5. Rejuvenation Clinics (Back To The Future Part II)
Back To The Future Part II has plenty of cool things in it, from the hoverboard to the awesomely convenient Mr. Fusion, but many people tend to overlook this groundbreaking innovation. This little gem pops up in a blink-and-you-miss-it moment near the beginning of the film. In order to justify not making Christopher Lloyd wear old-guy makeup for most of the movie, there’s a sort of throwaway scene where Doc tells Marty about how he spent some time in a rejuvenation clinic.
Doc then proceeds to list off all the improvements this clinic offered him:
“They took out some wrinkles, did hair repair, changed the blood, added a good 30 to 40 years to my life. They also replaced my spleen and colon.”
Pretty impressive stuff. The idea that healthcare in this future has advanced to the point where we’re literally adding decades to human lives is astounding. Sure, removing some wrinkles and adding color to hair is cool and all, but these clinics are seemingly capable of getting you new organs as well. The latter bit is fairly prevalent considering that Doc is a time traveler who wouldn’t have any medical records. Sure, Doc could’ve forged them, the man has money for every possible century after all, but even then the idea of getting new organs is still a pretty big deal. Whatever kind of innovations in healthcare the film’s future has made must be pretty amazing if it could get a man a new spleen and colon at a moment’s notice. That or this idyllic future has a dark secret.
4. The Circuit (Logan’s Run)
I’m sure this one is an accurate prediction of what we’d do if we ever perfected Star Trek beaming technology. “The Circuit” in Logan’s Run is a sort of online speed dating service with teleporter technology thrown in. While the film doesn’t outright describe the device we do get to see it in action early on in the film when Logan is chilling in his slick looking apartment. Logan begins to cycle through a number of people before deciding on Jenny Agutter’s mysterious, and usually under-dressed, character.
The Circuit seems to cycle through a number of people, all of whom apparently sign up of their own free will, until you find one who tickles your fancy. Then you select them and proceed to “get busy.” While the idea of being able to beam somebody into your bedroom just for a romp in the sack naturally comes with its share of problems (I myself would describe The Circuit as: “the future of Craigslist”) I’m sure you could “order up” other things like pizza or, if you’re really sick, a clown. In either case, it’s still an interesting concept to think about, especially in this digital age.
3. Digital Fingernails (Total Recall)
This one is just plain awesome, even though I don’t paint my fingernails (he writes as he pounds his manly chest). There are tons of cool innovations in Total Recall. There are automated taxi cabs voiced by Robert Picardo, implantable memories, and hookers with three breasts. Despite all these things, the one “spectacle” that permanently solidifies the film’s setting as “the future” comes during the scene where Quaid visits Recall. The scene opens on the receptionist as she uses a stylus to change the color of her fingernails.

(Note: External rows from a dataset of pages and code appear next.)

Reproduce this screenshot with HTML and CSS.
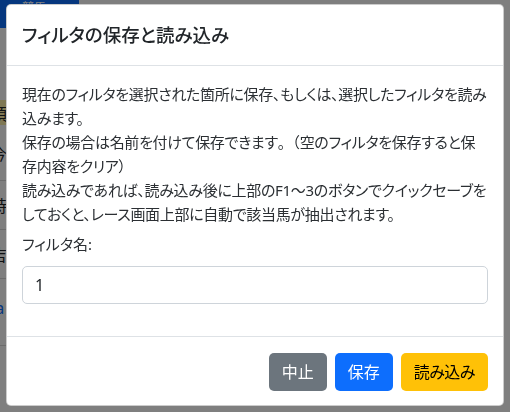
FILE: index.html
```html
<!DOCTYPE html>
<html lang="ja">
<head>
  <meta charset="UTF-8">
  <title>フィルタの保存と読み込み</title>
  <meta name="viewport" content="width=device-width, initial-scale=1.0">
  <link rel="stylesheet" href="styles.css">
</head>
<body>
<div id="page">
  <div class="nav-brand">競馬</div>
  <table class="race-table">
    <tr class="head"><td>項目</td></tr>
    <tr class="first"><td>今日</td></tr>
    <tr><td>時刻</td></tr>
    <tr><td>吉田</td></tr>
    <tr><td class="link">ia</td></tr>
  </table>
</div>

<div class="backdrop"></div>

<div class="modal">
  <div class="modal-dialog">
    <div class="modal-header">
      <h5 class="modal-title">フィルタの保存と読み込み</h5>
    </div>
    <div class="modal-body">
      <p class="note">現在のフィルタを選択された箇所に保存、もしくは、選択したフィルタを読み込みます。<br>保存の場合は名前を付けて保存できます<span class="full">。（</span>空のフィルタを保存すると保存内容をクリア）<br>読み込みであれば、読み込み後に上部のF1～3のボタンでクイックセーブをしておくと、レース画面上部に自動で該当馬が抽出されます。</p>
      <div class="field">
        <label for="filterName" class="form-label">フィルタ名:</label>
        <input type="text" id="filterName" class="form-control" value="1">
      </div>
    </div>
    <div class="modal-footer">
      <button class="btn btn-secondary">中止</button>
      <button class="btn btn-primary">保存</button>
      <button class="btn btn-warning">読み込み</button>
    </div>
  </div>
</div>
</body>
</html>
```

FILE: styles.css
```css
body, html {
  margin: 0;
  padding: 0;
  height: 100%;
  font-family: "Noto Sans", "Noto Sans CJK JP", sans-serif;
  font-feature-settings: "palt";
  background-color: #fff;
  color: #212529;
  overflow: hidden;
}
#page {
  height: 100%;
}
.nav-brand {
  width: 79px;
  height: 28px;
  background: #0d6efd;
  color: #fff;
  font-size: 12px;
  line-height: 16px;
  padding-left: 22px;
  box-sizing: border-box;
}
.race-table {
  margin-top: 72px;
  margin-left: -9px;
  border-collapse: collapse;
  width: 200px;
  font-size: 16px;
}
.race-table td {
  border-bottom: 1px solid #d8d8d8;
  height: 48px;
  padding: 0;
}
.race-table .head td {
  background: #fff0a8;
  height: 25px;
  border-bottom: none;
}
.race-table .first td {
  height: 55px;
}
.race-table .link {
  color: #0d6efd;
  vertical-align: top;
  padding-top: 18px;
}
.backdrop {
  position: fixed;
  inset: 0;
  background: rgba(0, 0, 0, 0.5);
}
.modal {
  position: fixed;
  inset: 0;
  padding: 4px 6px;
}
.modal-dialog {
  background: #fff;
  border: 1px solid rgba(0, 0, 0, 0.2);
  border-radius: 5px;
  box-sizing: border-box;
  height: 402px;
  display: flex;
  flex-direction: column;
}
.modal-header {
  padding: 15px 15px;
  border-bottom: 1px solid #dee2e6;
}
.modal-title {
  margin: 0;
  font-size: 18.5px;
  font-weight: 500;
  line-height: 30px;
}
.modal-body {
  padding: 16px 15px;
  flex: 1;
  font-size: 15px;
  line-height: 24px;
}
.note {
  margin: 0 0 6px 0;
  letter-spacing: -0.3px;
  color: #2b2f33;
}
.full {
  font-feature-settings: normal;
}
.field {
  margin-bottom: 16px;
}
.form-label {
  display: block;
  margin-bottom: 10px;
  color: #2b2f33;
}
.form-control {
  display: block;
  width: 100%;
  box-sizing: border-box;
  height: 38px;
  padding: 6px 12px;
  font-family: inherit;
  font-size: 16px;
  color: #212529;
  border: 1px solid #ced4da;
  border-radius: 5px;
  outline: none;
}
.modal-footer {
  display: flex;
  justify-content: flex-end;
  padding: 12px 11px;
  border-top: 1px solid #dee2e6;
}
.btn {
  margin: 4px;
  height: 38px;
  padding: 6px 12px;
  font-family: inherit;
  font-feature-settings: "palt";
  font-size: 16px;
  line-height: 24px;
  border: 1px solid transparent;
  border-radius: 5px;
  cursor: pointer;
}
.btn-secondary {
  background: #6c757d;
  color: #fff;
}
.btn-primary {
  background: #0d6efd;
  color: #fff;
}
.btn-warning {
  background: #ffc107;
  color: #000;
  letter-spacing: -0.5px;
}
```
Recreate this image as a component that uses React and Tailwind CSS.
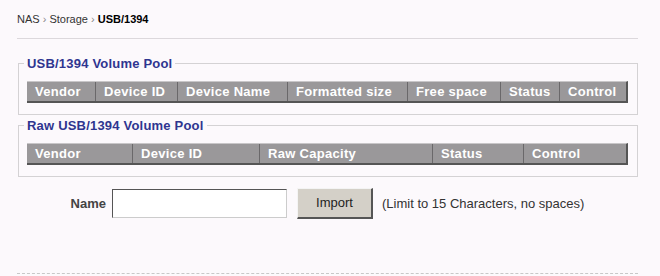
import React from "react";

const poolCols = [
  { label: "Vendor", w: "w-[68px]" },
  { label: "Device ID", w: "w-[82px]" },
  { label: "Device Name", w: "w-[110px]" },
  { label: "Formatted size", w: "w-[120px]" },
  { label: "Free space", w: "w-[93px]" },
  { label: "Status", w: "w-[59px]" },
  { label: "Control", w: "flex-1" },
];

const rawCols = [
  { label: "Vendor", w: "w-[105px]" },
  { label: "Device ID", w: "w-[127px]" },
  { label: "Raw Capacity", w: "w-[173px]" },
  { label: "Status", w: "w-[91px]" },
  { label: "Control", w: "flex-1" },
];

// grey column header bar, dark shadow on bottom/right
const HeaderTable = ({ cols }) => (
  <div className="flex w-[601px] h-[22px] bg-[#9a989a] border-t border-t-[#c8c6c8] border-b-2 border-b-[#555] border-r-2 border-r-[#555]">
    {cols.map((c, i) => (
      <div
        key={c.label}
        className={`${c.w} ${i > 0 ? "border-l border-l-[#6a686a]" : ""} flex items-center pl-[8px] whitespace-nowrap text-white font-bold text-[13px] tracking-[0.3px]`}
      >
        {c.label}
      </div>
    ))}
  </div>
);

const Pool = ({ title, cols, className }) => (
  <fieldset className={`border border-[#d4d2d4] w-[620px] ml-[18px] pl-[8px] pb-[11px] ${className}`}>
    <legend className="px-[3px] -ml-[3px] leading-[15px] text-[#2f3590] font-bold text-[13px] tracking-[0.2px]">
      {title}
    </legend>
    <div className="pt-[10px]">
      <HeaderTable cols={cols} />
    </div>
  </fieldset>
);

export default function App() {
  return (
    <div className="w-[660px] h-[276px] bg-[#fcf9fc] overflow-hidden font-['Liberation_Sans',Arial,sans-serif]">
      <div className="h-[38px] pt-[13px] pl-[17px] text-[11px] leading-[13px] text-[#333]">
        NAS <span className="text-[#888]">›</span> Storage <span className="text-[#888]">›</span>{" "}
        <span className="font-bold text-black">USB/1394</span>
      </div>
      <div className="ml-[17px] w-[621px] border-t border-[#dcd8dc]" />
      <Pool title="USB/1394 Volume Pool" cols={poolCols} className="mt-[17px]" />
      <Pool title="Raw USB/1394 Volume Pool" cols={rawCols} className="mt-[3px]" />
      <div className="flex items-center mt-[11px] h-[31px]">
        <label className="w-[112px] text-right pr-[6px] font-bold text-[13px] text-[#444]">Name</label>
        <input
          type="text"
          className="w-[175px] h-[29px] bg-white border border-t-[#555] border-l-[#555] border-b-[#ccc] border-r-[#ccc] outline-none"
        />
        <button className="ml-[10px] w-[76px] h-[31px] bg-[#d4d0c8] border border-t-[#f4f4f4] border-l-[#f4f4f4] border-b-2 border-r-2 border-b-[#555] border-r-[#555] text-[13px] text-[#222]">
          Import
        </button>
        <span className="ml-[9px] text-[13px] text-[#333]">(Limit to 15 Characters, no spaces)</span>
      </div>
      <div className="ml-[17px] w-[621px] mt-[54px] border-t border-dashed border-[#c8c8c8]" />
    </div>
  );
}
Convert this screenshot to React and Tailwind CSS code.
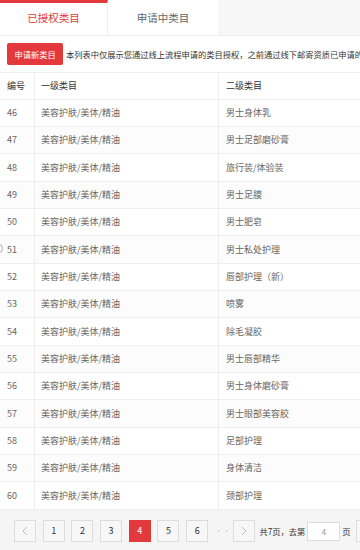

It seems these fancy falsies come with swatches so you can select the color you want, as seen when the receptionist selects a couple colors from a nearby pad with a number of choices. It’s such a purely pointless use of special effects in terms of furthering the story, but it makes the setting all the more awesome. I like to think that people with these nails don’t need to be restricted to just the colors on the accompanying pad, but that they could use the stylus to select any color they find. Or that they can also make more elaborate patterns, or even use pictures. Though, I bet it would suck to lose or break one.